* Required work *
Your answer should be a single number: the count of lines containing the string "component".

* Given data *
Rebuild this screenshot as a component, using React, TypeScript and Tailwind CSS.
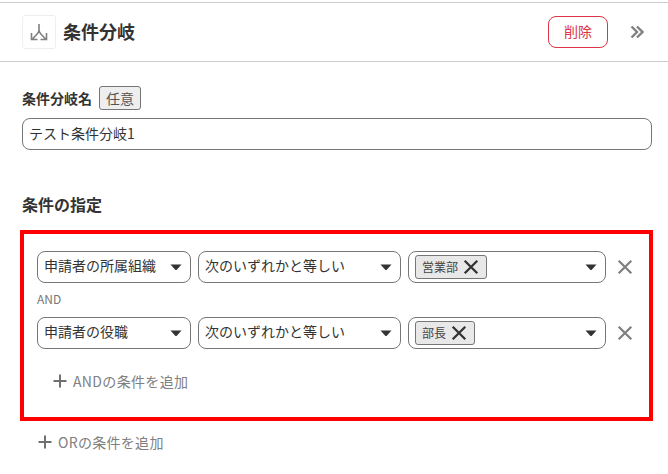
import React from "react";

function Caret() {
  return (
    <svg width="12" height="7" viewBox="0 0 12 7" className="shrink-0">
      <path d="M0.5 0.5H11.5L7 5.6Q6 6.6 5 5.6Z" fill="#333333" />
    </svg>
  );
}

function Cross({ size, color }: { size: number; color: string }) {
  return (
    <svg width={size} height={size} viewBox="0 0 14 14" className="shrink-0">
      <path d="M1.5 1.5L12.5 12.5M12.5 1.5L1.5 12.5" stroke={color} strokeWidth="2" fill="none" />
    </svg>
  );
}

function Plus() {
  return (
    <svg width="14" height="14" viewBox="0 0 14 14" className="shrink-0">
      <path d="M7 0.5V13.5M0.5 7H13.5" stroke="#707070" strokeWidth="2" fill="none" />
    </svg>
  );
}

function Select({ label, className }: { label: string; className: string }) {
  return (
    <div className={`flex h-8 items-center justify-between rounded-lg border border-[#767676] pl-[6px] pr-[8px] ${className}`}>
      <span className="pb-[3px] text-[14px] text-[#333333]">{label}</span>
      <Caret />
    </div>
  );
}

function ConditionRow({ field, tag }: { field: string; tag: string }) {
  return (
    <div className="flex items-center">
      <Select label={field} className="w-[154px]" />
      <Select label="次のいずれかと等しい" className="ml-[7px] w-[203px]" />
      <div className="ml-[7px] flex h-8 w-[198px] items-center justify-between rounded-lg border border-[#767676] pl-[6px] pr-[8px]">
        <div className="flex h-6 items-center gap-[5px] rounded-[3px] border border-[#767676] bg-[#e8e8e8] pl-[6px] pr-[7px]">
          <span className="text-[12px] text-[#444444]">{tag}</span>
          <Cross size={16} color="#333333" />
        </div>
        <Caret />
      </div>
      <div className="ml-[11px]">
        <Cross size={16} color="#808080" />
      </div>
    </div>
  );
}

export default function App() {
  return (
    <div className="h-[474px] w-[668px] overflow-hidden bg-white pt-[2px] font-['Noto_Sans_CJK_JP','Liberation_Sans',sans-serif] text-[#333333]">
      {/* Header */}
      <div className="flex h-[60px] items-center border-y border-[#cccccc] pl-[22px] pr-[24px]">
        <div className="flex h-[34px] w-[34px] items-center justify-center rounded-[3px] border border-[#eeeeee]">
          <svg width="18" height="18" viewBox="0 0 18 18">
            <path
              d="M9 1V7Q9 9 7.5 10.5L2.5 16M9 7Q9 9 10.5 10.5L15.5 16M1.5 10V16.5H7.5M16.5 10V16.5H10.5"
              stroke="#808080"
              strokeWidth="1.6"
              fill="none"
            />
          </svg>
        </div>
        <h1 className="ml-[7px] pb-[3px] text-[18px] font-bold leading-none">条件分岐</h1>
        <button className="ml-auto h-8 w-[60px] rounded-lg border border-[#dc3545] pb-[1px] text-[14px] text-[#dc3545]">
          削除
        </button>
        <svg width="14" height="14" viewBox="0 0 14 14" className="ml-[22px]">
          <path d="M1.5 1.5L7 7L1.5 12.5M7 1.5L12.5 7L7 12.5" stroke="#808080" strokeWidth="2.4" fill="none" />
        </svg>
      </div>

      {/* Name field */}
      <div className="px-[22px] pt-6">
        <div className="flex h-6 items-center">
          <span className="text-[14px] font-bold">条件分岐名</span>
          <span className="ml-[7px] flex h-6 w-[42px] items-center justify-center rounded-[3px] border border-[#767676] bg-[#eeeeee] text-[14px] text-[#555555]">
            任意
          </span>
        </div>
        <div className="mt-2 flex h-8 w-[630px] items-center rounded-lg border border-[#767676] px-[6px] pb-[1px] text-[14px]">
          テスト条件分岐1
        </div>
        <h2 className="mt-[42px] pb-[1px] text-[16px] font-bold leading-6">条件の指定</h2>
      </div>

      {/* Conditions */}
      <div className="ml-5 mt-[13px] h-[191px] w-[633px] border-4 border-[#ff0000] pl-[13px] pt-[17px]">
        <ConditionRow field="申請者の所属組織" tag="営業部" />
        <div className="flex h-[34px] items-center pb-[2px] text-[12px] text-[#767676]">AND</div>
        <ConditionRow field="申請者の役職" tag="部長" />
        <div className="ml-4 mt-[22px] flex h-5 items-center gap-[6px] text-[14px] tracking-[0.35px] text-[#808080]">
          <Plus />
          ANDの条件を追加
        </div>
      </div>
      <div className="ml-[38px] mt-[11px] flex h-5 items-center gap-[6px] text-[14px] tracking-[0.3px] text-[#808080]">
        <Plus />
        ORの条件を追加
      </div>
    </div>
  );
}
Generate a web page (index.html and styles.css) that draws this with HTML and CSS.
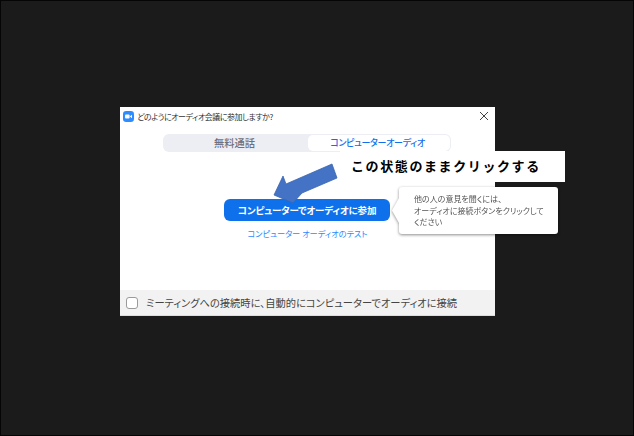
FILE: index.html
```html
<!DOCTYPE html>
<html lang="ja">
<head>
<meta charset="utf-8">
<title>オーディオ会議</title>
<link rel="stylesheet" href="styles.css">
</head>
<body>
<main class="stage">
  <section class="dialog">
    <header class="titlebar">
      <svg class="logo" width="11" height="11" viewBox="0 0 12 12"><rect width="12" height="12" rx="3.5" fill="#2d8cff"/><rect x="2.2" y="3.8" width="5" height="4.4" rx="1" fill="#fff"/><path d="M7.8 5.6 9.8 4.2V7.8L7.8 6.4z" fill="#fff"/></svg>
      <span class="title">どのようにオーディオ会議に参加しますか?</span>
      <svg class="close" width="10" height="10" viewBox="0 0 10 10"><path d="M1 1 9 9M9 1 1 9" stroke="#444" stroke-width="1" fill="none"/></svg>
    </header>
    <div class="content">
      <div class="tabs">
        <div class="tab tab-free">無料通話</div>
        <div class="tab tab-active">コンピューターオーディオ</div>
      </div>
      <button class="join">コンピューターでオーディオに参加</button>
      <a class="test">コンピューター オーディオのテスト</a>
    </div>
    <footer class="footer">
      <span class="checkbox"></span>
      <span class="footer-text">ミーティングへの接続時に、自動的にコンピューターでオーディオに接続</span>
    </footer>
  </section>
  <div class="note">この状態のままクリックする</div>
  <svg class="arrow" width="68" height="46" viewBox="0 0 68 46"><polygon points="2,35 11,16 14,24 60,4 65,18 30,33 21,43" fill="#4472c4" stroke="#3a66b0" stroke-width="0.8"/></svg>
  <aside class="tooltip">他の人の意見を聞くには、<br>オーディオに接続ボタンをクリックして<br>ください</aside>
</main>
</body>
</html>
```
FILE: styles.css
```css
* { box-sizing: border-box; }
html, body { margin: 0; height: 100%; }
body {
  background: #000;
  font-family: "Noto Sans CJK JP", "Liberation Sans", sans-serif;
  font-feature-settings: "palt";
}
.stage {
  position: relative;
  width: 634px;
  height: 436px;
  background: #1b1b1b;
  border: 1px solid #050505;
  padding: 106px 0 0 119px;
}
.dialog {
  width: 375px;
  height: 209px;
  background: #fff;
  display: flex;
  flex-direction: column;
}
.titlebar {
  height: 18px;
  display: flex;
  align-items: center;
  padding: 0 6px 0 3px;
  gap: 3px;
}
.title { flex: 1; font-size: 8px; letter-spacing: -0.45px; color: #333; }
.content {
  flex: 1;
  display: flex;
  flex-direction: column;
  align-items: center;
  padding-top: 9px;
}
.tabs {
  width: 288px;
  height: 18px;
  margin-left: -1px;
  display: grid;
  grid-template-columns: 144px 142px;
  background: #edeef3;
  border-radius: 6px;
  padding: 1px;
}
.tab {
  font-weight: 500;
  line-height: 16px;
  text-align: center;
}
.tab-free { font-size: 10.25px; color: #6e7080; padding-right: 3px; }
.tab-active {
  background: #fff;
  color: #0e71eb;
  border-radius: 5px;
  font-size: 9px;
  letter-spacing: -0.3px;
  padding-right: 3px;
}
.join {
  width: 166px;
  height: 22px;
  margin: 47px 0 0 -1px;
  border: 0;
  border-radius: 6px;
  background: #0e71eb;
  color: #fff;
  font: 700 9.5px "Noto Sans CJK JP", sans-serif;
  font-feature-settings: "palt";
  letter-spacing: -0.2px;
  padding: 0;
}
.test { margin: 6px 0 0 0; font-size: 8.2px; line-height: 13px; color: #2d8cff; }
.footer {
  height: 26px;
  background: #f2f2f2;
  display: flex;
  align-items: center;
  padding-left: 6px;
  gap: 8px;
  border-bottom: 1px solid #ddd;
}
.checkbox {
  width: 12px;
  height: 12px;
  background: #fff;
  border: 1px solid #9a9a9a;
  border-radius: 3px;
}
.footer-text { font-size: 10.25px; color: #444; }
.note {
  position: absolute;
  left: 339px;
  top: 150px;
  width: 225px;
  height: 31px;
  background: #fff;
  padding-left: 11px;
  font-size: 13px;
  font-weight: 700;
  font-feature-settings: normal;
  letter-spacing: 1.6px;
  line-height: 30px;
  color: #000;
}
.arrow { position: absolute; left: 271px; top: 159px; }
.tooltip {
  position: absolute;
  left: 398px;
  top: 186px;
  width: 159px;
  height: 47px;
  padding: 6px 0 0 15px;
  background: #fff;
  border-radius: 3px;
  filter: drop-shadow(0 1px 1.5px rgba(0,0,0,.45));
  font-size: 8px;
  line-height: 11.5px;
  white-space: nowrap;
  color: #555;
}
.tooltip::before {
  content: "";
  position: absolute;
  left: -7px;
  top: 11px;
  width: 7px;
  height: 25px;
  background: #fff;
  clip-path: polygon(100% 0, 0 50%, 100% 100%);
}
```
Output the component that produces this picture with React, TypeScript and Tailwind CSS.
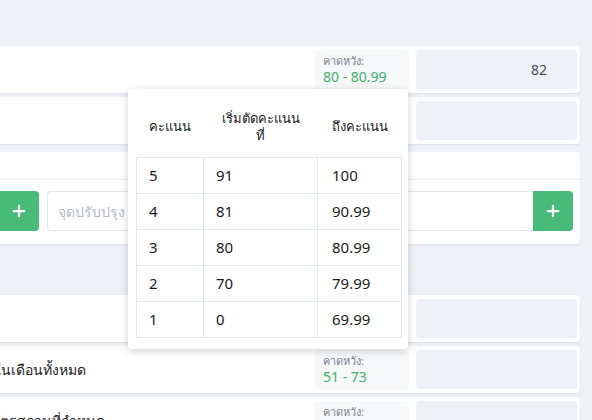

* Solution to this task *
2